Jessica Lange won her first Tony for playing a drug-addled mother in the revival of the monumental “Long Day’s Journey Into Night.” The two-time Academy Award winner said: “This is a dream come true and it fills me with such happiness, even on such a sad day as this.”

Frank Langella won his fourth Tony for playing a man who has begun his slide down the slippery slope of dementia in “The Father.” He almost teared up when he mentioned his brother’s struggle with dementia. He also had a message for the people of Orlando: “We will be with you every step of the way.”

Dutch visionary Ivo Van Hove won his first Tony for directing an imaginative revival of Arthur Miller’s “A View from the Bridge.” Under his helm, the barefoot cast warily circled one another under bright lights in a set that resembled a boxing ring. The show was also named best play revival.

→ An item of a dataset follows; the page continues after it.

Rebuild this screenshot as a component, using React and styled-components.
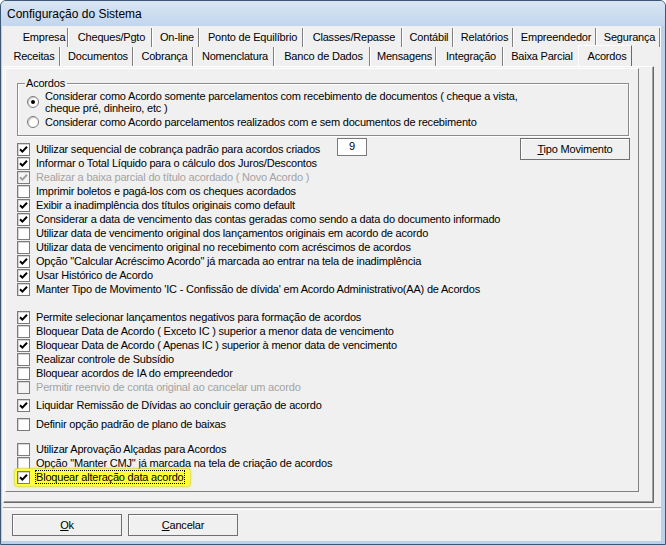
import React from "react";
import styled, { createGlobalStyle } from "styled-components";

const GlobalStyle = createGlobalStyle`
  html, body {
    margin: 0;
    padding: 0;
    background: #ffffff;
  }
  body {
    font-family: "Liberation Sans", Arial, sans-serif;
    font-size: 11px;
    letter-spacing: -0.2px;
    color: #000;
  }
`;

const Window = styled.div`
  width: 666px;
  height: 545px;
  box-sizing: border-box;
  display: flex;
  flex-direction: column;
  border: 1px solid #3d5675;
  border-radius: 6px 6px 0 0;
  background: #b9d1ea;
  overflow: hidden;
`;

const TitleBar = styled.div`
  height: 25px;
  flex: none;
  display: flex;
  align-items: center;
  padding-left: 6px;
  background: linear-gradient(#d9e6f4, #c2d6ed);
  font-size: 12px;
  letter-spacing: 0;
  color: #000;
`;

const Frame = styled.div`
  flex: 1;
  display: flex;
  padding: 0 4px 3px 1px;
  min-height: 0;
`;

const Client = styled.div`
  flex: 1;
  display: flex;
  flex-direction: column;
  background: #f0f0f0;
  min-width: 0;
`;

const Tabs = styled.div`
  padding-top: 2px;
  display: flex;
  flex-direction: column;
  overflow: hidden;
`;

const TabRow = styled.div`
  display: flex;
  height: 19px;
  margin-left: ${(p) => p.$indent}px;
`;

const Tab = styled.div`
  flex: none;
  box-sizing: border-box;
  width: ${(p) => p.$w}px;
  height: 19px;
  padding-left: 4px;
  text-align: center;
  line-height: 19px;
  white-space: nowrap;
  border-right: 1px solid ${(p) => (p.$noSep ? "transparent" : "#808080")};
  box-shadow: ${(p) => (p.$noSep ? "none" : "1px 0 0 #ffffff")};
`;

const ActiveTab = styled.div`
  flex: none;
  box-sizing: border-box;
  width: ${(p) => p.$w}px;
  height: 21px;
  margin-top: -2px;
  padding: 1px 0 0 4px;
  text-align: center;
  line-height: 19px;
  background: #f0f0f0;
  border-top: 1px solid #ffffff;
  border-left: 1px solid #ffffff;
  border-right: 1px solid #696969;
  position: relative;
  z-index: 2;
`;

const Page = styled.div`
  box-sizing: border-box;
  margin-left: 1px;
  width: 651px;
  height: 437px;
  border-top: 1px solid #ffffff;
  border-left: 1px solid #ffffff;
  border-right: 1px solid #696969;
  border-bottom: 1px solid #696969;
  box-shadow: inset -1px -1px 0 #a0a0a0;
  padding: 1px 0 0 1px;
`;

const Inner = styled.div`
  box-sizing: border-box;
  width: 634px;
  height: 424px;
  border-right: 1px solid #808080;
  border-bottom: 1px solid #808080;
  border-left: 1px solid #ffffff;
  border-top: 1px solid #ffffff;
  display: flex;
  flex-direction: column;
`;

const Group = styled.fieldset`
  box-sizing: border-box;
  margin: 8px 0 0 11px;
  width: 612px;
  padding: 0 0 7px 9px;
  border: 1px solid #8c8c8c;
  box-shadow: inset 1px 1px 0 #ffffff, 1px 1px 0 #ffffff;
  min-width: 0;
`;

const Legend = styled.legend`
  margin-left: -2px;
  padding: 0 2px 0 1px;
  line-height: 13px;
`;

const RadioRow = styled.div`
  display: flex;
  align-items: center;
  gap: 6px;
  line-height: 12px;
  margin-top: ${(p) => p.$top || 0}px;
`;

const RadioDot = styled.span`
  flex: none;
  width: 12px;
  height: 12px;
  box-sizing: border-box;
  border-radius: 50%;
  border: 1px solid #7a7a7a;
  background: #ffffff;
  box-shadow: inset 1px 1px 1px #c8c8c8;
  display: flex;
  align-items: center;
  justify-content: center;
  &::after {
    content: "";
    width: 4px;
    height: 4px;
    border-radius: 50%;
    background: ${(p) => (p.$on ? "#000" : "transparent")};
  }
`;

const List = styled.div`
  display: flex;
  flex-direction: column;
  padding: 6px 8px 0 11px;
`;

const Row = styled.div`
  display: flex;
  align-items: center;
  height: 14px;
  margin-top: ${(p) => p.$gap || 0}px;
`;

const Check = styled.label`
  display: flex;
  align-items: center;
  gap: 6px;
  white-space: nowrap;
  color: ${(p) => (p.$disabled ? "#a3a3a3" : "#000")};
  width: ${(p) => (p.$w ? `${p.$w}px` : "auto")};
`;

const Box = styled.span`
  flex: none;
  width: 13px;
  height: 13px;
  box-sizing: border-box;
  border: 1px solid #7b7b7b;
  background: ${(p) => (p.$disabled ? "#f4f4f4" : "#ffffff")};
  box-shadow: inset 1px 1px 0 #d4d4d4;
  display: flex;
  align-items: center;
  justify-content: center;
`;

const Highlight = styled.div`
  display: flex;
  align-items: center;
  height: 17px;
  margin-left: -2px;
  padding: 0 6px 0 2px;
  background: #ffff3a;
  border-radius: 3px;
  box-shadow: 0 0 2px 1px #dede30;
`;

const Focus = styled.span`
  outline: 1px dotted #000;
  outline-offset: 0;
  line-height: 12px;
`;

const NumBox = styled.div`
  flex: none;
  width: 30px;
  height: 18px;
  box-sizing: border-box;
  margin-top: -4px;
  border: 1px solid #7a7a7a;
  background: #ffffff;
  text-align: center;
  line-height: 15px;
`;

const Button = styled.button`
  flex: none;
  box-sizing: border-box;
  width: ${(p) => p.$w}px;
  height: 22px;
  margin-left: ${(p) => (p.$push ? "auto" : "0")};
  border: 1px solid #707070;
  background: #f0f0f0;
  font-family: inherit;
  font-size: 11px;
  letter-spacing: -0.2px;
  color: #000;
  padding: 0;
  box-shadow: inset 1px 1px 0 #ffffff;
`;

const Separator = styled.div`
  margin: 4px 0 0 1px;
  height: 1px;
  border-top: 1px solid #a0a0a0;
  border-bottom: 1px solid #ffffff;
`;

const Footer = styled.div`
  display: flex;
  gap: 6px;
  padding: 4px 0 0 10px;
`;

const Tick = ({ disabled }) => (
  <svg width="9" height="9" viewBox="0 0 9 9">
    <path
      d="M1 4.2 L3.4 6.6 L8 1.8"
      fill="none"
      stroke={disabled ? "#a0a0a0" : "#000"}
      strokeWidth="2"
    />
  </svg>
);

const CheckItem = ({ on, disabled, w, children }) => (
  <Check $disabled={disabled} $w={w}>
    <Box $disabled={disabled}>{on && <Tick disabled={disabled} />}</Box>
    {children}
  </Check>
);

const backRow = [
  ["Empresa", 51],
  ["Cheques/Pgto", 84],
  ["On-line", 47],
  ["Ponto de Equilíbrio", 104],
  ["Classes/Repasse", 99],
  ["Contábil", 51],
  ["Relatórios", 60],
  ["Empreendedor", 83],
  ["Segurança", 64],
];

const frontRow = [
  ["Receitas", 55],
  ["Documentos", 73],
  ["Cobrança", 60],
  ["Nomenclatura", 81],
  ["Banco de Dados", 96],
  ["Mensagens", 66],
  ["Integração", 67],
  ["Baixa Parcial", 75],
];

const options = [
  { t: "Informar o Total Líquido para o cálculo dos Juros/Descontos", on: true },
  { t: "Realizar a baixa parcial do título acordado ( Novo Acordo )", on: true, disabled: true },
  { t: "Imprimir boletos e pagá-los com os cheques acordados" },
  { t: "Exibir a inadimplência dos títulos originais como default", on: true },
  { t: "Considerar a data de vencimento das contas geradas como sendo a data do documento informado", on: true },
  { t: "Utilizar data de vencimento original dos lançamentos originais em acordo de acordo" },
  { t: "Utilizar data de vencimento original no recebimento com acréscimos de acordos" },
  { t: "Opção \"Calcular Acréscimo Acordo\" já marcada ao entrar na tela de inadimplência", on: true },
  { t: "Usar Histórico de Acordo", on: true },
  { t: "Manter Tipo de Movimento 'IC - Confissão de dívida' em Acordo Administrativo(AA) de Acordos", on: true },
  { t: "Permite selecionar lançamentos negativos para formação de acordos", on: true, gap: 14 },
  { t: "Bloquear Data de Acordo ( Exceto IC ) superior a menor data de vencimento" },
  { t: "Bloquear Data de Acordo ( Apenas IC ) superior à menor data de vencimento", on: true },
  { t: "Realizar controle de Subsídio" },
  { t: "Bloquear acordos de IA do empreendedor" },
  { t: "Permitir reenvio de conta original ao cancelar um acordo", disabled: true },
  { t: "Liquidar Remissão de Dívidas ao concluir geração de acordo", on: true, gap: 4 },
  { t: "Definir opção padrão de plano de baixas", gap: 5 },
  { t: "Utilizar Aprovação Alçadas para Acordos", gap: 11 },
  { t: "Opção \"Manter CMJ\" já marcada na tela de criação de acordos" },
];

export default function App() {
  return (
    <>
      <GlobalStyle />
      <Window>
        <TitleBar>Configuração do Sistema</TitleBar>
        <Frame>
          <Client>
            <Tabs>
              <TabRow $indent={15}>
                {backRow.map(([t, w]) => (
                  <Tab key={t} $w={w}>
                    {t}
                  </Tab>
                ))}
              </TabRow>
              <TabRow $indent={3}>
                {frontRow.map(([t, w], i) => (
                  <Tab key={t} $w={w} $noSep={i === frontRow.length - 1}>
                    {t}
                  </Tab>
                ))}
                <ActiveTab $w={54}>Acordos</ActiveTab>
              </TabRow>
            </Tabs>
            <Page>
              <Inner>
                <Group>
                  <Legend>Acordos</Legend>
                  <RadioRow>
                    <RadioDot $on />
                    <span>
                      Considerar como Acordo somente parcelamentos com recebimento de documentos ( cheque a vista,
                      <br />
                      cheque pré, dinheiro, etc )
                    </span>
                  </RadioRow>
                  <RadioRow $top={2}>
                    <RadioDot />
                    <span>Considerar como Acordo parcelamentos realizados com e sem documentos de recebimento</span>
                  </RadioRow>
                </Group>
                <List>
                  <Row>
                    <CheckItem on w={320}>
                      Utilizar sequencial de cobrança padrão para acordos criados
                    </CheckItem>
                    <NumBox>9</NumBox>
                    <Button $w={110} $push>
                      <u>T</u>ipo Movimento
                    </Button>
                  </Row>
                  {options.map((o) => (
                    <Row key={o.t} $gap={o.gap}>
                      <CheckItem on={o.on} disabled={o.disabled}>
                        {o.t}
                      </CheckItem>
                    </Row>
                  ))}
                  <Row>
                    <Highlight>
                      <CheckItem on>
                        <Focus>Bloquear alteração data acordo</Focus>
                      </CheckItem>
                    </Highlight>
                  </Row>
                </List>
              </Inner>
            </Page>
            <Separator />
            <Footer>
              <Button $w={110}>
                <u>O</u>k
              </Button>
              <Button $w={110}>
                <u>C</u>ancelar
              </Button>
            </Footer>
          </Client>
        </Frame>
      </Window>
    </>
  );
}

Corden brought his endearing, fan-boy vibe to the opening number in which he performed a head-spinning medley of tunes from famous Broadway musicals, including donning a mask for “The Phantom of the Opera,” a leather jacket for “Grease,” and a curly red wig for “Annie.” He later encouraged others in the audience to pick songs and join him in a bit of karaoke during commercial breaks, including one with Hayes and Jake Gyllenhaal.

The show opened with the cast of “Hamilton” performing their opening number with the lyrics altered to have them all wondering why Corden — “chatting with Hollywood phonies” — had earned this honor.

The host of the “The Late Late Show” had some quips for the theater-loving audience: “This is like the Super Bowl for people who don’t know what the Super Bowl is,” he said at one point. At another: “Think of tonight as the Oscars, but with diversity,” and made a dig at Donald Trump for wanting to build a wall around the theater. He later flirted with Oprah Winfrey.

Donald Trump was a frequent target. Nathan Lane made a crack about Trump University and Emilio Estefan insisted that his all-Latin cast for “On Your Feet!” were all in America legally. Corden at one point suggested there were so many diverse performers on the show that the Republican candidate would want to put a wall around the theater.

“Hamilton” and the 38 new productions this season helped Broadway’s attendance figures hit a record high, up 1.6 percent to 13.3 million ticket buyers. The season also was rich in diversity among actors: Fourteen of the 40 Tony nominees for acting in plays and musicals — or 35 percent — were actors of color.